Con estas palabras que Jesús dirige a los judíos, ya no quedan incertidumbres. Él ha hecho y dicho todo para dejar en claro de dónde procede y quién lo ha enviado. Dios mismo lo ha acreditado, y este es el único testimonio necesario para Jesús. Ni siquiera el valioso testimonio de Juan el Bautista le hubiera bastado; sino que el Señor, siendo Hijo de Dios, apela al testimonio del Padre Celestial. Éste lo acredita por medio de las obras que Jesús realiza por encargo Suyo, y por medio de Su anuncio, pues Él es la Palabra eterna.
Conocemos estas verdades gracias a la fe y al anuncio de la Iglesia, que preserva y transmite las palabras de Jesús. Para los fieles, no cabe duda de la certidumbre de todo esto, porque el Espíritu Santo nos da testimonio de que todo lo que Jesús dice es verdad.
Pero en el contexto en el que Jesús está hablando en el evangelio de hoy, nos encontramos con una situación muy distinta. Podríamos decir, en términos humanos, que el Señor, movido por la preocupación por sus oyentes, se esfuerza por tocar su corazón, aunque parecía que sus palabras caían en saco roto.
La preocupación de Jesús es justificada. Si aquellos judíos no le creían a Él, que es el Señor, el enviado del Padre, de quien ya Moisés había escrito, a quien las Escrituras atestiguan y cuya presencia refleja al Padre; entonces ¿en pos de quién irían?
“Si otro viene en su propio nombre, a ése lo recibiréis”, les dice el Señor. ¿A quién podría referirse? Ciertamente habla de un falso Mesías, y en meditaciones anteriores ya he expresado mi preocupación de que hasta el día de hoy los judíos podrían seguir a alguien que no viene de Dios o que es incluso una figura anticristiana.
Pero no sólo los judíos corren este riesgo. En realidad, se trata de un peligro para todas las personas que no están profundamente unidas a Dios o que tienen una imagen equivocada de Él.
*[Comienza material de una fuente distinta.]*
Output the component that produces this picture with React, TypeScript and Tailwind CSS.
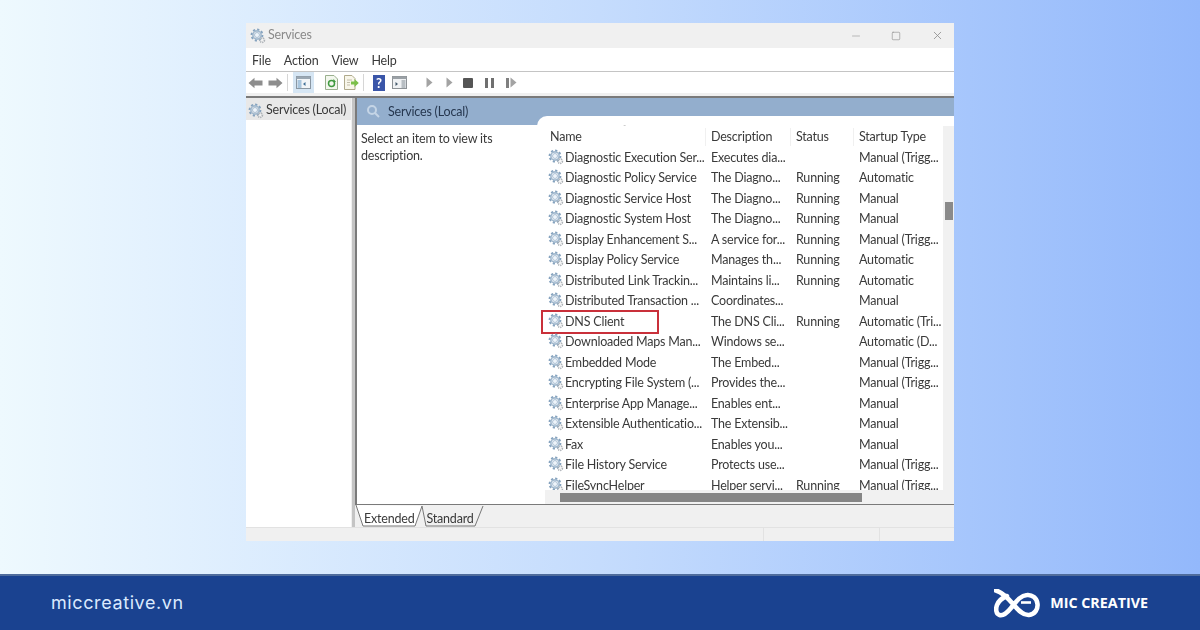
import { Minus, Square, X } from 'lucide-react';

interface ServiceRow {
  name: string;
  description: string;
  status: string;
  startup: string;
}

const rows: ServiceRow[] = [
  { name: 'Diagnostic Execution Ser...', description: 'Executes dia...', status: '', startup: 'Manual (Trigg...' },
  { name: 'Diagnostic Policy Service', description: 'The Diagno...', status: 'Running', startup: 'Automatic' },
  { name: 'Diagnostic Service Host', description: 'The Diagno...', status: 'Running', startup: 'Manual' },
  { name: 'Diagnostic System Host', description: 'The Diagno...', status: 'Running', startup: 'Manual' },
  { name: 'Display Enhancement S...', description: 'A service for...', status: 'Running', startup: 'Manual (Trigg...' },
  { name: 'Display Policy Service', description: 'Manages th...', status: 'Running', startup: 'Automatic' },
  { name: 'Distributed Link Trackin...', description: 'Maintains li...', status: 'Running', startup: 'Automatic' },
  { name: 'Distributed Transaction ...', description: 'Coordinates...', status: '', startup: 'Manual' },
  { name: 'DNS Client', description: 'The DNS Cli...', status: 'Running', startup: 'Automatic (Tri...' },
  { name: 'Downloaded Maps Man...', description: 'Windows se...', status: '', startup: 'Automatic (D...' },
  { name: 'Embedded Mode', description: 'The Embed...', status: '', startup: 'Manual (Trigg...' },
  { name: 'Encrypting File System (...', description: 'Provides the...', status: '', startup: 'Manual (Trigg...' },
  { name: 'Enterprise App Manage...', description: 'Enables ent...', status: '', startup: 'Manual' },
  { name: 'Extensible Authenticatio...', description: 'The Extensib...', status: '', startup: 'Manual' },
  { name: 'Fax', description: 'Enables you...', status: '', startup: 'Manual' },
  { name: 'File History Service', description: 'Protects use...', status: '', startup: 'Manual (Trigg...' },
  { name: 'FileSyncHelper', description: 'Helper servi...', status: 'Running', startup: 'Manual (Trigg...' },
];

function GearIcon({ className }: { className?: string }) {
  return (
    <svg viewBox="0 0 16 16" className={className} fill="none">
      <circle cx="7" cy="7" r="5.2" stroke="#85a2be" strokeWidth="2.4" strokeDasharray="2.1 1.9" />
      <circle cx="7" cy="7" r="4.1" stroke="#a3bacf" strokeWidth="1.6" />
      <circle cx="7" cy="7" r="2.5" fill="#eef4fa" stroke="#8faac4" strokeWidth="0.7" />
      <circle cx="12.2" cy="12.2" r="2.2" stroke="#adb2b7" strokeWidth="1.6" strokeDasharray="1.2 0.8" />
      <circle cx="12.2" cy="12.2" r="0.9" fill="#f2f2f2" />
    </svg>
  );
}

function ArrowIcon({ flip }: { flip?: boolean }) {
  return (
    <svg viewBox="0 0 15 12" className={`w-[15px] h-[12px] ${flip ? '-scale-x-100' : ''}`}>
      <path d="M0.5 6 L6.5 0.8 V3.6 H14.5 V8.4 H6.5 V11.2 Z" fill="#8d8d8d" />
    </svg>
  );
}

function PlayIcon() {
  return (
    <svg viewBox="0 0 7 11" className="w-[7px] h-[11px]">
      <path d="M0.5 0.5 L6.5 5.5 L0.5 10.5 Z" fill="#a3a3a3" />
    </svg>
  );
}

function Toolbar() {
  return (
    <div className="h-[21px] bg-white flex items-center pl-[2px]">
      <ArrowIcon />
      <span className="ml-[5px]"><ArrowIcon flip /></span>
      <span className="ml-[4px] w-px h-[17px] bg-[#d6d6d6]" />
      <span className="ml-[5px] w-[21px] h-[21px] bg-[#d6e6f4] flex items-center justify-center">
        <svg viewBox="0 0 15 13" className="w-[15px] h-[13px]">
          <rect x="0.5" y="0.5" width="14" height="12" fill="#f2f5f8" stroke="#8a97a3" />
          <rect x="0.5" y="0.5" width="14" height="2.5" fill="#9aa7b3" />
          <rect x="1.5" y="4" width="4" height="8" fill="#a9c6de" />
          <path d="M9.5 6 L7 8 L9.5 10 Z" fill="#3f6f96" />
        </svg>
      </span>
      <span className="ml-[11px]">
        <svg viewBox="0 0 13 15" className="w-[13px] h-[15px]">
          <path d="M0.5 0.5 H9 L12.5 4 V14.5 H0.5 Z" fill="#f3f7ee" stroke="#9ab08e" />
          <circle cx="6.500" cy="8.500" r="3" fill="none" stroke="#3f9a3f" strokeWidth="1.5" />
          <path d="M8.5 3.8 V7 H11 Z" fill="#3f9a3f" />
        </svg>
      </span>
      <span className="ml-[6px]">
        <svg viewBox="0 0 15 15" className="w-[15px] h-[15px]">
          <path d="M0.5 0.5 H8 L11 3.5 V14.5 H0.5 Z" fill="#f8f6ea" stroke="#b0aa8c" />
          <path d="M3 5 H8 M3 7.5 H6 M3 10 H6" stroke="#b5b09a" strokeWidth="0.8" />
          <path d="M7 6.5 H10.5 V4 L14.8 8 L10.5 12 V9.5 H7 Z" fill="#7cc04a" />
        </svg>
      </span>
      <span className="ml-[4px] w-px h-[17px] bg-[#d6d6d6]" />
      <span className="ml-[9px] w-[12px] h-[16px] bg-[#3a55a8] text-white text-[13px] leading-[16px] font-bold text-center">?</span>
      <span className="ml-[7px]">
        <svg viewBox="0 0 15 13" className="w-[15px] h-[13px]">
          <rect x="0.5" y="0.5" width="14" height="12" fill="#f0f2f4" stroke="#8d9296" />
          <rect x="0.5" y="0.5" width="14" height="2.5" fill="#9ba1a6" />
          <rect x="9.5" y="4" width="4" height="8" fill="#b8bec3" />
          <path d="M3.5 6 L6 8 L3.5 10 Z" fill="#44596b" />
        </svg>
      </span>
      <span className="ml-[19px]"><PlayIcon /></span>
      <span className="ml-[13px]"><PlayIcon /></span>
      <span className="ml-[10px] w-[10px] h-[10px] rounded-[1px] bg-[#555555]" />
      <span className="ml-[12px] flex gap-[3px]">
        <span className="w-[3px] h-[10px] bg-[#6f6f6f]" />
        <span className="w-[3px] h-[10px] bg-[#6f6f6f]" />
      </span>
      <span className="ml-[12px] flex items-center gap-[1px]">
        <span className="w-[3px] h-[10px] bg-[#7f7f7f]" />
        <PlayIcon />
      </span>
    </div>
  );
}

function ServiceList() {
  return (
    <div className="flex-1 -mt-[9px] bg-white rounded-tl-[10px] relative overflow-hidden pt-[10px] text-[#3a3a3a]">
      <div className="h-[22px] grid grid-cols-[155px_85px_63px_1fr] items-center pl-[13px]">
        <span>Name</span>
        <span className="border-l border-[#f0f0f0] pl-[5px]">Description</span>
        <span className="border-l border-[#f0f0f0] pl-[5px]">Status</span>
        <span className="border-l border-[#f0f0f0] pl-[5px]">Startup Type</span>
      </div>
      <div className="absolute left-[86px] top-[8px] text-[8px] leading-none text-[#b5b5b5]">ˆ</div>
      {rows.map((row) => (
        <div key={row.name} className="relative h-[20.5px] grid grid-cols-[157px_85px_63px_1fr] items-center whitespace-nowrap pl-[11px]">
          <span className="flex items-center gap-[1px]">
            <GearIcon className="w-[16px] h-[16px] shrink-0 -mt-[3px]" />
            {row.name}
          </span>
          <span className="pl-[6px]">{row.description}</span>
          <span className="pl-[6px]">{row.status}</span>
          <span className="pl-[6px]">{row.startup}</span>
          {row.name === 'DNS Client' && (
            <span className="absolute left-[4px] top-[-2px] w-[118px] h-[24px] border-2 border-[#c9303a]" />
          )}
        </div>
      ))}
      {/* scrollbars */}
      <div className="absolute right-0 top-[10px] w-[11px] bottom-0 bg-[#f1f1f1]">
        <div className="absolute left-[2px] right-[1px] top-[76px] h-[18px] bg-[#8a8a8a]" />
      </div>
      <div className="absolute left-[8px] right-0 bottom-0 h-[14px] bg-[#f1f1f1]">
        <div className="absolute left-[15px] w-[302px] top-[3px] h-[9px] bg-[#858585]" />
      </div>
    </div>
  );
}

export default function App() {
  return (
    <div className="w-[1200px] h-[630px] overflow-hidden flex flex-col bg-linear-to-r from-[#eef9fe] via-[#c5dcfd] to-[#93b8fb] font-['Lato',sans-serif]">
      <main className="flex-1 flex justify-center pt-[23px]">
        <div className="w-[708px] h-[518px] flex flex-col bg-[#f0f0f0] text-[12.5px] tracking-[-0.2px] text-[#3a3a3a] blur-[0.35px]">
          <div className="h-[25px] flex items-center pl-[4px] pr-[10px] bg-[#f0f0f0]">
            <GearIcon className="w-[16px] h-[16px]" />
            <span className="ml-[2px] text-[#8a8a8a]">Services</span>
            <Minus className="ml-auto w-[12px] h-[12px] text-[#a5a5a5]" strokeWidth={1.5} />
            <Square className="ml-[29px] w-[10px] h-[10px] text-[#8d8d8d]" strokeWidth={1.5} />
            <X className="ml-[30px] w-[13px] h-[13px] text-[#8d8d8d]" strokeWidth={1.5} />
          </div>
          <div className="h-[24px] bg-white flex items-center gap-[13px] pl-[6px] pt-[3px] border-b border-[#c4c4c4]">
            <span>File</span>
            <span>Action</span>
            <span>View</span>
            <span>Help</span>
          </div>
          <Toolbar />
          <div className="h-[5px] bg-[#f0f0f0] border-b-2 border-[#7a7a7a]" />
          <div className="flex-1 flex min-h-0">
            <div className="w-[105px] bg-white">
              <div className="h-[22px] bg-[#e8e8e8] flex items-center gap-[2px] pl-[2px] pt-[3px] whitespace-nowrap">
                <GearIcon className="w-[16px] h-[16px] shrink-0" />
                Services (Local)
              </div>
            </div>
            <div className="w-[4px] bg-[#c4c4c4] border-l border-[#f0f0f0]" />
            <div className="flex-1 flex flex-col min-w-0">
              <div className="flex-1 flex flex-col min-h-0 bg-white border-l-2 border-b border-[#7a7a7a]">
                <div className="h-[27px] bg-[#93aecd] flex items-center pl-[9px] pb-[1px] shrink-0">
                  <svg viewBox="0 0 14 14" className="w-[14px] h-[14px]" fill="none" stroke="#c5d5e6" strokeWidth="2">
                    <circle cx="6" cy="6" r="4" />
                    <path d="M9 9 L13 13" />
                  </svg>
                  <span className="ml-[8px] pt-[3px] text-[#26374f]">Services (Local)</span>
                </div>
                <div className="flex-1 flex min-h-0">
                  <div className="w-[180px] shrink-0 pl-[4px] pt-[5px] leading-[17px]">
                    Select an item to view its description.
                  </div>
                  <ServiceList />
                </div>
              </div>
              {/* tabs */}
              <div className="h-[22px] shrink-0 relative flex pl-[9px] pt-[5px] leading-[17px]">
                <svg viewBox="0 0 130 22" className="absolute left-0 top-0 w-[130px] h-[22px]" fill="none">
                  <path d="M1 0 L8 21 H60 L67 1 H128 L120 21 H71 L67 1" fill="#f0f0f0" stroke="none" />
                  <path d="M1 0 L8 21 H60 L67 1 Z" fill="#ffffff" stroke="none" />
                  <path d="M1 0 L8 21 H60 L67 1 L71 21 H120 L128 1" stroke="#777777" strokeWidth="1" />
                </svg>
                <span className="relative">Extended</span>
                <span className="relative ml-[12px]">Standard</span>
              </div>
            </div>
          </div>
          <div className="h-[14px] bg-[#f0f0f0] border-t border-[#e2e2e2] flex pl-[517px]">
            <span className="w-[117px] border-x border-[#e2e2e2]" />
          </div>
        </div>
      </main>
      <footer className="h-[56px] shrink-0 bg-[#1a4290] border-t-2 border-[#4f6c9c] flex items-center justify-between pl-[51px] pr-[52px]">
        <span className="text-[18px] tracking-[0.6px] pb-[2px] text-[#dbeafe] font-['Inter',sans-serif]">miccreative.vn</span>
        <div className="flex items-center gap-[10px]">
          <svg viewBox="0 0 46 29" className="w-[46px] h-[29px]" fill="none" stroke="#ffffff" strokeWidth="4.6">
            <path d="M2 1.500 C7 3 13 8 19 15 C24 21 29 26.500 35 26 C41 25.500 44 20 43.500 15 C43 9 38 5.500 33 6 C26 6.500 22 13 17 19 C13 24 9 27 5.500 26 C2 25 1.500 20 3 16 C5 11 9 8.500 13 7" strokeLinecap="round" />
            <path d="M27 13.500 H37" strokeWidth="2.6" />
          </svg>
          <span className="text-[14.3px] font-bold text-white font-['Open_Sans',sans-serif]">MIC CREATIVE</span>
        </div>
      </footer>
    </div>
  );
}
Por eso, es tanto más importante el auténtico testimonio de la fe. No podemos cansarnos de anunciar nuestra fe, aunque parezca que todo cae en saco roto. Podemos tomar como ejemplo al mismo Señor. Precisamente en el evangelio de hoy, vemos que Jesús sigue dirigiéndose a aquellos judíos, a pesar de que reconoce claramente, como Él mismo lo dice, que no habitaba en ellos el amor de Dios.
Jamás debemos perder la oportunidad de decirles a las personas dónde está la fuente de agua viva. Sin presión ni tensión interior, hemos de poner todo de nuestra parte para evitar que mueran de sed. Quizá no podamos despertar la sed en los hombres; pero sí podemos señalarles la belleza de la fuente.
Quizá a veces no estemos tan conscientes de la urgencia de la evangelización. Pero fijémonos en la preocupación de Dios por los hombres, que no sólo pueden estar en peligro de perder su salvación eterna; sino que además sólo encontrarán el sentido más profundo de su existencia terrenal cuando se encuentren con Dios.
¡El Señor busca y espera a los hombres! ¡Unámonos a Su búsqueda y a Su espera, con Su paciencia y Su perseverancia; con Su celo y Su amor inagotable!